Main cast: Rita Rudner (Rolanda), Richard Lewis (Vern), Blake Clark (Jerry), Ria Coyne (Velma), Michael Gregory (Cop), Roger Kabler (Roger), AL Katz (Iggy), Corin Nemec (Hal), and John Kassir (The Crypt Keeper)
Director: Mick Garris
Yikes, what happened to Tales from the Crypt? Have they run out of ideas? Whirlpool is the third episode of the sixth season, but I’m still waiting for the party that should have started three episodes ago. This is an unimaginative Groundhog Day-like episode that is equivalent to a turd squeezed out without any care.
Rolanda is a comic artist working for a horror comic. Ooh, how meta. Unfortunately, her story is thoroughly rejected by her boss Vern, who then proceeds to fire her. She shoots him dead that night, only to be ambushed and gunned down by what seems like a whole precinct worth of cops. Well, she wakes up and discovers that she is living the same day again. This time, she decides to avoid killing Vern, but things still go wrong. She decides to try again, but nope, still no happy ending. Will poor Rolanda ever get out of this cycle of futility?
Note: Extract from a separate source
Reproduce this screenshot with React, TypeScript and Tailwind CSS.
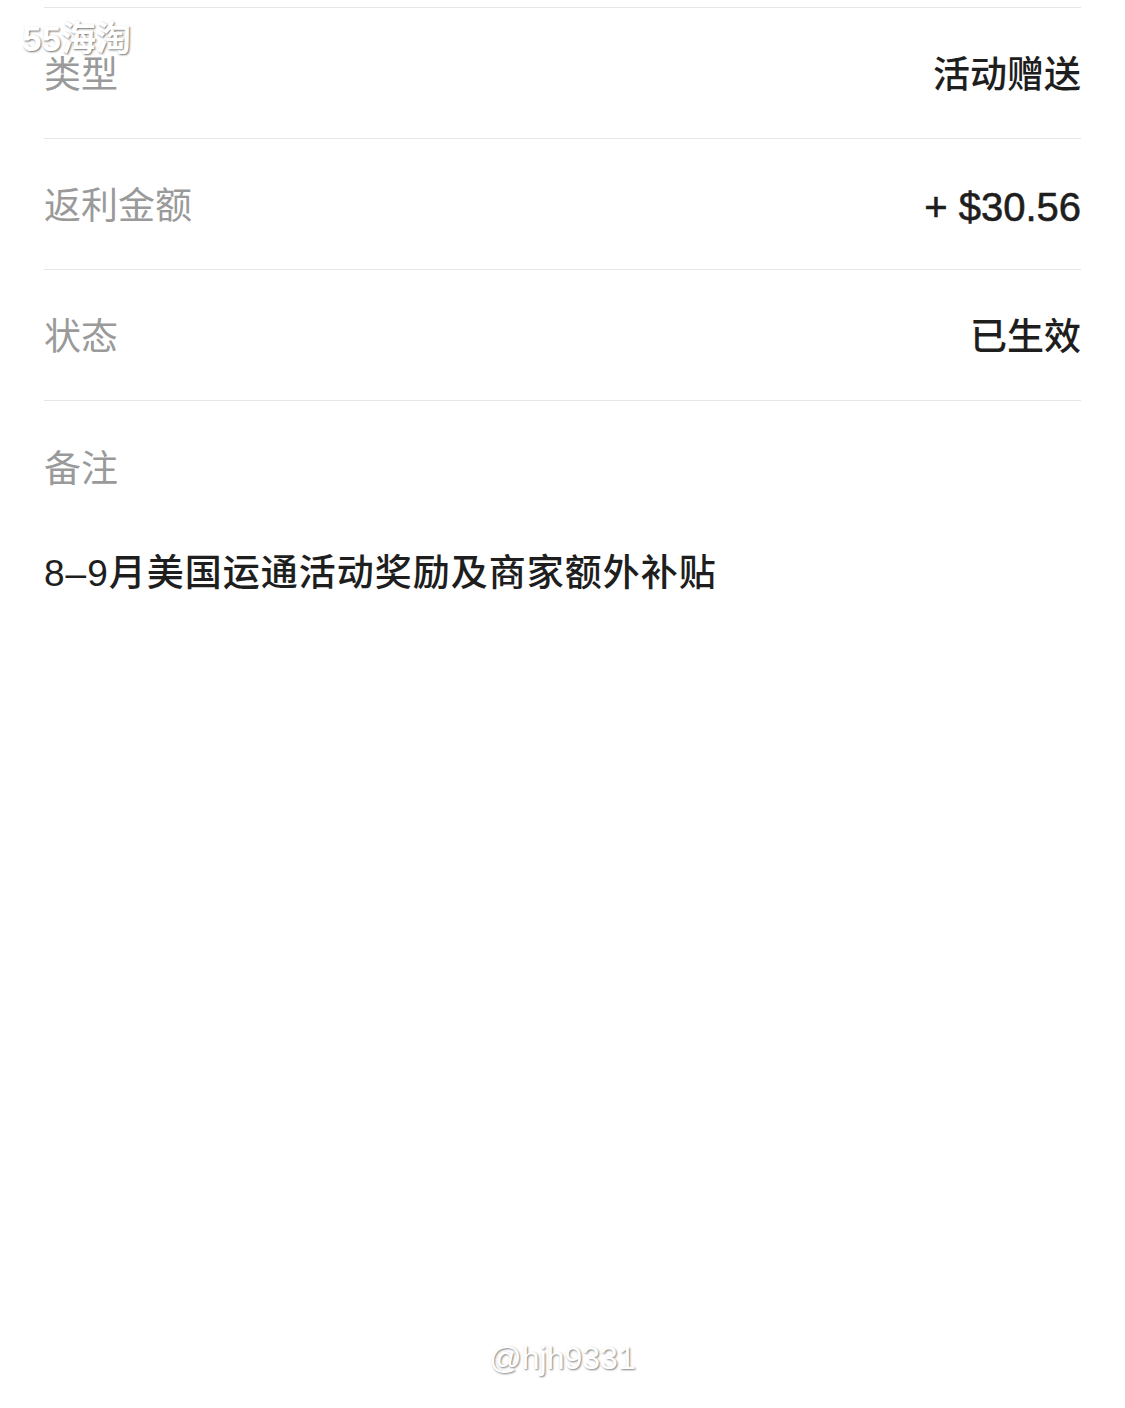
import React from "react";

const font = "font-['Liberation_Sans','Noto_Sans_CJK_SC',sans-serif]";

function Row({ label, value, amount }: { label: string; value: string; amount?: boolean }) {
  return (
    <div className="flex h-[131px] items-center justify-between border-b border-[#e6e6e6] pt-[5px]">
      <span className="text-[37px] leading-none text-[#9a9a9a]">{label}</span>
      <span
        className={
          amount
            ? "text-[40px] leading-none font-medium text-[#1e1e1e] [-webkit-text-stroke:0.6px_#1e1e1e]"
            : "text-[37px] leading-none font-medium text-[#1e1e1e]"
        }
      >
        {value}
      </span>
    </div>
  );
}

export default function App() {
  return (
    <div className={`relative w-[1125px] h-[1408px] bg-white overflow-hidden ${font}`}>
      <div className="pl-[44px] pr-[44px] pt-[7px]">
        <div className="border-b border-[#e6e6e6]" />
        <Row label="类型" value="活动赠送" />
        <Row label="返利金额" value="+ $30.56" amount />
        <Row label="状态" value="已生效" />
        <div className="flex h-[132px] items-center pt-[5px]">
          <span className="text-[37px] leading-none text-[#9a9a9a]">备注</span>
        </div>
        <div className="mt-[22px] text-[37px] leading-none font-medium text-[#1e1e1e] tracking-[1px]">
          8–9月美国运通活动奖励及商家额外补贴
        </div>
      </div>
      <div className="absolute left-[22px] top-[21px] text-[35px] leading-none font-bold text-white [text-shadow:1px_1px_2px_rgba(0,0,0,0.55)]">
        55海淘
      </div>
      <div className="absolute left-0 right-0 top-[1342px] text-center text-[32px] leading-none text-white [text-shadow:1px_1px_2px_rgba(0,0,0,0.5)]">
        @hjh9331
      </div>
    </div>
  );
}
The thing is, who cares? This episode is doomed from the start, because of the very nature of the story itself. The twist – the whole thing is actually a story created by Vern, who turns out to be the comic artist, based on his frustrations on Rolanda, who is actually his boss – ends up being a dumb twist for the sake of having one, and only elicits a “So, that’s it? Thanks for wasting my time?” reaction from me. The characters are all loud and annoying, and the cast is wasted on these roles.
On the bright side, the set and the lighting are gorgeous, but come on, these should be secondary to the story.
Whirlpool may be a great story on paper, as it’s meta and can be seen as a riff on William M Gaines’s reign over EC Comics back in those days, before he went on to Mad. But the script and the execution are both the pits. Then again, Mick Garris – case closed. This episode is an absolute waste of time and has no redeeming traits whatsoever. Perhaps the best thing about it is that it is also so nondescript that it can be easily forgotten ten seconds after the credits finish rolling.